A rift has opened between two web standards bodies working on the HTML5 standard over its future development, leading to the very real possibility of two competing versions of the HTML5 standards in the future.
The Web Hypertext Application Technology Working Group (WHATWG) standards editor, Ian Hickson, has announced that while the group will continue to work with the World Wide Web Consortium (W3C) HTML Working Group, it will publish a version of the HTML5 standard independent of the W3C.
The two groups are diverging over the approach to take on the future of the HTML5 standard, with W3C preferring to have a fixed version of the standard, while WHATWG will publish a “living HTML” standard that continuously evolves as new technologies become available.

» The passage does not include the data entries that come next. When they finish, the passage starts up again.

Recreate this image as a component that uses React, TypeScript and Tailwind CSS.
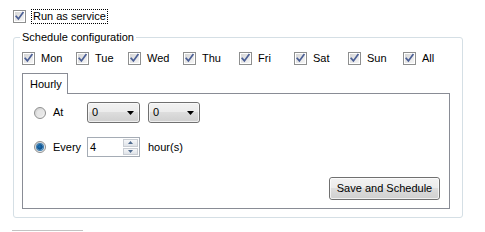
import React from "react";

const CheckBox = () => (
  <span className="relative inline-block w-[13px] h-[13px] shrink-0 border border-[#8e8f8f] bg-white">
    <span className="absolute inset-[1px] bg-[linear-gradient(135deg,#d6d6d6,#f6f6f6)]" />
    <svg className="absolute left-0 top-0" width="11" height="11" viewBox="0 0 11 11">
      <path d="M2.2 5.4 L4.4 7.9 L8.9 1.8" stroke="#4b5f95" strokeWidth="1.7" fill="none" strokeLinecap="square" />
    </svg>
  </span>
);

const Radio = ({ checked }: { checked?: boolean }) => (
  <span className="relative inline-block w-[12px] h-[12px] shrink-0 rounded-full border border-[#8e8f8f] bg-[linear-gradient(135deg,#cfcfcf,#f7f7f7)]">
    {checked ? (
      <span className="absolute left-[2px] top-[2px] w-[6px] h-[6px] rounded-full bg-[radial-gradient(circle_at_40%_40%,#1a73b8_0%,#0c4f8c_55%,#7cc2ee_100%)] ring-1 ring-[#3d7fb3]" />
    ) : (
      <span className="absolute left-[2px] top-[2px] w-[6px] h-[6px] rounded-full bg-[#e6e6e6]" />
    )}
  </span>
);

const Combo = ({ w }: { w: string }) => (
  <div
    className={`${w} h-[21px] relative flex items-center rounded-[3px] border border-[#707070] bg-[linear-gradient(#f2f2f2_0%,#ebebeb_50%,#dddddd_50%,#cfcfcf_100%)]`}
  >
    <span className="absolute inset-0 rounded-[2px] border border-[#fcfcfc]/70" />
    <span className="pl-[4px] text-black">0</span>
    <svg className="absolute right-[5px] top-[8px]" width="7" height="4" viewBox="0 0 7 4">
      <path d="M0 0 H7 L3.5 4 Z" fill="#000" />
    </svg>
  </div>
);

const days: [string, string][] = [
  ["Mon", "w-[54px]"],
  ["Tue", "w-[52px]"],
  ["Wed", "w-[55px]"],
  ["Thu", "w-[56px]"],
  ["Fri", "w-[55px]"],
  ["Sat", "w-[54px]"],
  ["Sun", "w-[55px]"],
  ["All", "w-[40px]"],
];

export default function App() {
  return (
    <div className="w-[485px] h-[232px] overflow-hidden bg-white font-['Liberation_Sans',Arial,sans-serif] text-[11px] leading-[13px] text-black">
      {/* Run as service */}
      <div className="flex items-center pl-[13px] pt-[9px] h-[24px]">
        <CheckBox />
        <span className="ml-[5px] h-[15px] flex items-center border border-dotted border-black px-[1px]">
          Run as service
        </span>
      </div>

      {/* Group box */}
      <div className="relative ml-[13px] mt-[13px] w-[450px] h-[181px] rounded-[3px] border border-[#d5dfe5]">
        <span className="absolute left-[6px] top-[-7px] bg-white px-[2px]">Schedule configuration</span>

        <div className="pl-[8px] pt-[14px]">
          <div className="flex items-center h-[13px]">
            {days.map(([d, w]) => (
              <div key={d} className={`flex items-center ${w}`}>
                <CheckBox />
                <span className="ml-[6px]">{d}</span>
              </div>
            ))}
          </div>

          {/* Tab control */}
          <div className="mt-[8px]">
            <div className="relative z-10 -mb-[1px] w-[46px] h-[21px] border border-b-0 border-[#898c95] bg-white pl-[7px] flex items-center">
              Hourly
            </div>
            <div className="w-[428px] h-[116px] border border-[#898c95] bg-white pl-[11px] pt-[8px] pr-[9px]">
              <div className="flex items-center h-[21px]">
                <div className="flex items-center w-[53px]">
                  <Radio />
                  <span className="ml-[7px]">At</span>
                </div>
                <Combo w="w-[53px]" />
                <div className="ml-[8px]">
                  <Combo w="w-[52px]" />
                </div>
              </div>

              <div className="flex items-center h-[20px] mt-[14px]">
                <div className="flex items-center w-[53px]">
                  <Radio checked />
                  <span className="ml-[7px]">Every</span>
                </div>
                <div className="relative w-[53px] h-[20px] border border-[#a5acb5] bg-white flex items-center">
                  <span className="pl-[2px]">4</span>
                  <div className="absolute right-[1px] top-[1px] bottom-[1px] w-[15px] flex flex-col gap-[1px]">
                    <div className="flex-1 flex items-center justify-center border border-[#c9cdd3] bg-[linear-gradient(#f6f7f9,#dfe3e8)]">
                      <svg width="5" height="3" viewBox="0 0 5 3">
                        <path d="M0 3 L2.5 0 L5 3 Z" fill="#4e6a8e" />
                      </svg>
                    </div>
                    <div className="flex-1 flex items-center justify-center border border-[#c9cdd3] bg-[linear-gradient(#f6f7f9,#dfe3e8)]">
                      <svg width="5" height="3" viewBox="0 0 5 3">
                        <path d="M0 0 L5 0 L2.5 3 Z" fill="#4e6a8e" />
                      </svg>
                    </div>
                  </div>
                </div>
                <span className="ml-[8px]">hour(s)</span>
              </div>

              <div className="flex justify-end mt-[20px]">
                <button className="relative w-[111px] h-[23px] rounded-[3px] border border-[#707070] bg-[linear-gradient(#f2f2f2_0%,#ebebeb_50%,#dddddd_50%,#cfcfcf_100%)] text-black">
                  <span className="absolute inset-0 rounded-[2px] border border-white/70" />
                  Save and Schedule
                </button>
              </div>
            </div>
          </div>
        </div>
      </div>

      <div className="ml-[12px] mt-[12px] w-[71px] h-[1px] bg-[#c3c3c3]" />
    </div>
  );
}
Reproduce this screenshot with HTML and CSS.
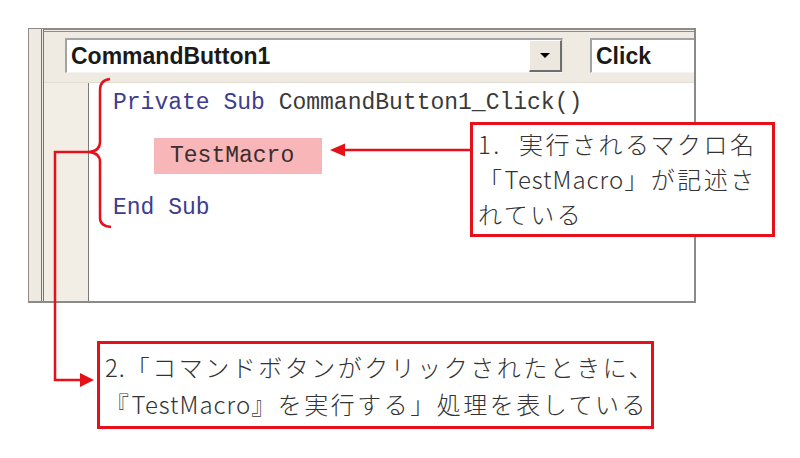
FILE: index.html
```html
<!DOCTYPE html>
<html lang="ja">
<head>
<meta charset="utf-8">
<title>CommandButton1_Click</title>
<link rel="stylesheet" href="styles.css">
</head>
<body>
<div class="page">
  <div class="window">
    <div class="strip"></div>
    <div class="main">
      <div class="header">
        <div class="combo combo-object">
          <span class="combo-text">CommandButton1</span>
          <span class="drop-btn"><span class="tri"></span></span>
        </div>
        <div class="combo combo-proc">
          <span class="combo-text">Click</span>
        </div>
      </div>
      <div class="body">
        <div class="gutter"></div>
        <div class="code">
          <div class="line"><span class="kw">Private Sub</span> CommandButton1_Click()</div>
          <div class="line indent"><span class="hl">TestMacro</span></div>
          <div class="line"><span class="kw">End Sub</span></div>
        </div>
      </div>
    </div>
  </div>

  <svg class="annot" width="800" height="458" viewBox="0 0 800 458">
    <path class="red-stroke" d="M110,79 Q100,80 100,90 L100,142 Q100,151 89,152 Q100,153 100,162 L100,218 Q100,226 111,227"/>
    <path class="red-stroke" d="M89,152 L55,152 L55,380 L82,380"/>
    <polygon class="red-fill" points="94,380 80,373 80,387"/>
    <path class="red-stroke" d="M470,150 L342,150"/>
    <polygon class="red-fill" points="330,150 345,143.5 345,156.5"/>
  </svg>

  <div class="callout callout-1">
    <div><span class="num">1.</span>実行されるマクロ名</div>
    <div>「<span class="lat">TestMacro</span>」が記述さ</div>
    <div>れている</div>
  </div>

  <div class="callout callout-2">
    <div><span class="num2">2.</span>「コマンドボタンがクリックされたときに、</div>
    <div>『<span class="lat">TestMacro</span>』を実行する」処理を表している</div>
  </div>
</div>
</body>
</html>
```

FILE: styles.css
```css
html, body {
  margin: 0;
  padding: 0;
  background: #ffffff;
}

.page {
  position: relative;
  width: 800px;
  height: 458px;
  overflow: hidden;
  padding: 28px 0 0 28px;
  box-sizing: border-box;
  background: #ffffff;
}

.window {
  width: 668px;
  height: 275px;
  box-sizing: border-box;
  display: flex;
  background: #efebe3;
  border-top: 1px solid #8c8c8c;
  border-left: 1px solid #8c8c8c;
  border-right: 2px solid #8a8a8a;
  border-bottom: 2px solid #8a8a8a;
  overflow: hidden;
}

.strip {
  width: 12px;
  flex: none;
  background: #eeeae1;
}

.main {
  flex: 1;
  min-width: 0;
  display: flex;
  flex-direction: column;
  border-left: 3px double #767676;
}

.header {
  flex: none;
  height: 54px;
  box-sizing: border-box;
  border-top: 3px double #8c8c8c;
  border-bottom: 1px solid #e2ddd3;
  display: flex;
  align-items: flex-start;
  gap: 27px;
  padding: 6px 0 0 21px;
  background: #efebe3;
}

.combo {
  flex: none;
  height: 35px;
  box-sizing: border-box;
  background: #ffffff;
  border-top: 2px solid #a3a3a3;
  border-left: 2px solid #a3a3a3;
  border-right: 1px solid #e6e2da;
  border-bottom: 1px solid #f7f5f1;
  display: flex;
  align-items: center;
  font-family: "Liberation Sans", Arial, sans-serif;
  font-weight: bold;
  font-size: 23px;
  color: #1a1a1a;
}

.combo-object {
  width: 498px;
  justify-content: space-between;
}

.combo-proc {
  width: 200px;
}

.combo-text {
  padding-left: 4px;
  line-height: 30px;
}

.drop-btn {
  width: 33px;
  height: 32px;
  box-sizing: border-box;
  align-self: flex-end;
  background: #ece8df;
  border-top: 1px solid #ffffff;
  border-left: 1px solid #ffffff;
  border-right: 2px solid #6e6e6e;
  border-bottom: 2px solid #6e6e6e;
  display: flex;
  align-items: center;
  justify-content: center;
}

.tri {
  width: 0;
  height: 0;
  border-left: 5px solid transparent;
  border-right: 5px solid transparent;
  border-top: 5px solid #000000;
}

.body {
  flex: 1;
  display: flex;
  min-height: 0;
}

.gutter {
  width: 44px;
  flex: none;
  background: #f2eee6;
  border-right: 1px solid #7a7a7a;
}

.code {
  flex: 1;
  background: #ffffff;
  padding: 6px 0 0 24px;
  font-family: "Liberation Mono", "DejaVu Sans Mono", monospace;
  font-size: 23px;
  color: #3a3a3a;
}

.line {
  white-space: pre;
  line-height: 28px;
  height: 28px;
  margin-bottom: 24.5px;
}

.line.indent {
  padding-left: 41px;
}

.kw {
  color: #3c3c90;
}

.hl {
  display: inline-block;
  background: #f8b6b8;
  color: #3a2e2e;
  padding: 4px 28px 4px 16px;
  margin-top: -4px;
  vertical-align: top;
}

.annot {
  position: absolute;
  left: 0;
  top: 0;
  pointer-events: none;
}

.red-stroke {
  fill: none;
  stroke: #e5101a;
  stroke-width: 2.5;
}

.red-fill {
  fill: #e5101a;
}

.callout {
  position: absolute;
  box-sizing: border-box;
  background: #ffffff;
  border: 3px solid #e5101a;
  font-family: "Noto Sans CJK JP", "Noto Sans", sans-serif;
  font-weight: 300;
  font-size: 24px;
  letter-spacing: 2.5px;
  color: #333333;
  white-space: nowrap;
}

.callout .lat {
  letter-spacing: 1px;
}

.callout .num {
  display: inline-block;
  width: 41px;
}

.callout .num2 {
  letter-spacing: 1px;
}

.callout-1 {
  left: 470px;
  top: 122px;
  width: 305px;
  height: 115px;
  padding: 1px 0 0 5px;
  line-height: 35px;
}

.callout-2 {
  left: 97px;
  top: 341px;
  width: 557px;
  height: 88px;
  padding: 4px 0 0 5px;
  line-height: 37px;
}
```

On the split, Hickson said:
“The WHATWG effort is focused on developing the canonical description of HTML and related technologies, meaning fixing bugs as we find them, adding new features as they become necessary and viable, and generally tracking implementations.”
“The W3C effort, meanwhile, is now focused on creating a snapshot developed according to the venerable W3C process.”
“This led to the chairs of the W3C HTML working group and myself deciding to split the work into two, with a different person responsible for editing W3C HTML5.”
“We are now independent of the W3C HTML Working Group again, while still maintaining a working relationship with the W3C.”
“My hope is that the net effect of all this will be that work on the HTML Living Standard will accelerate again, resuming the pace it had before we started working with the W3C working group.”
The news creates a potential nightmare for developers and businesses, as different web browsers or devices may choose one version of the standard over the other, potentially creating more work in developing and maintaining websites and HTML5-based web apps in the future.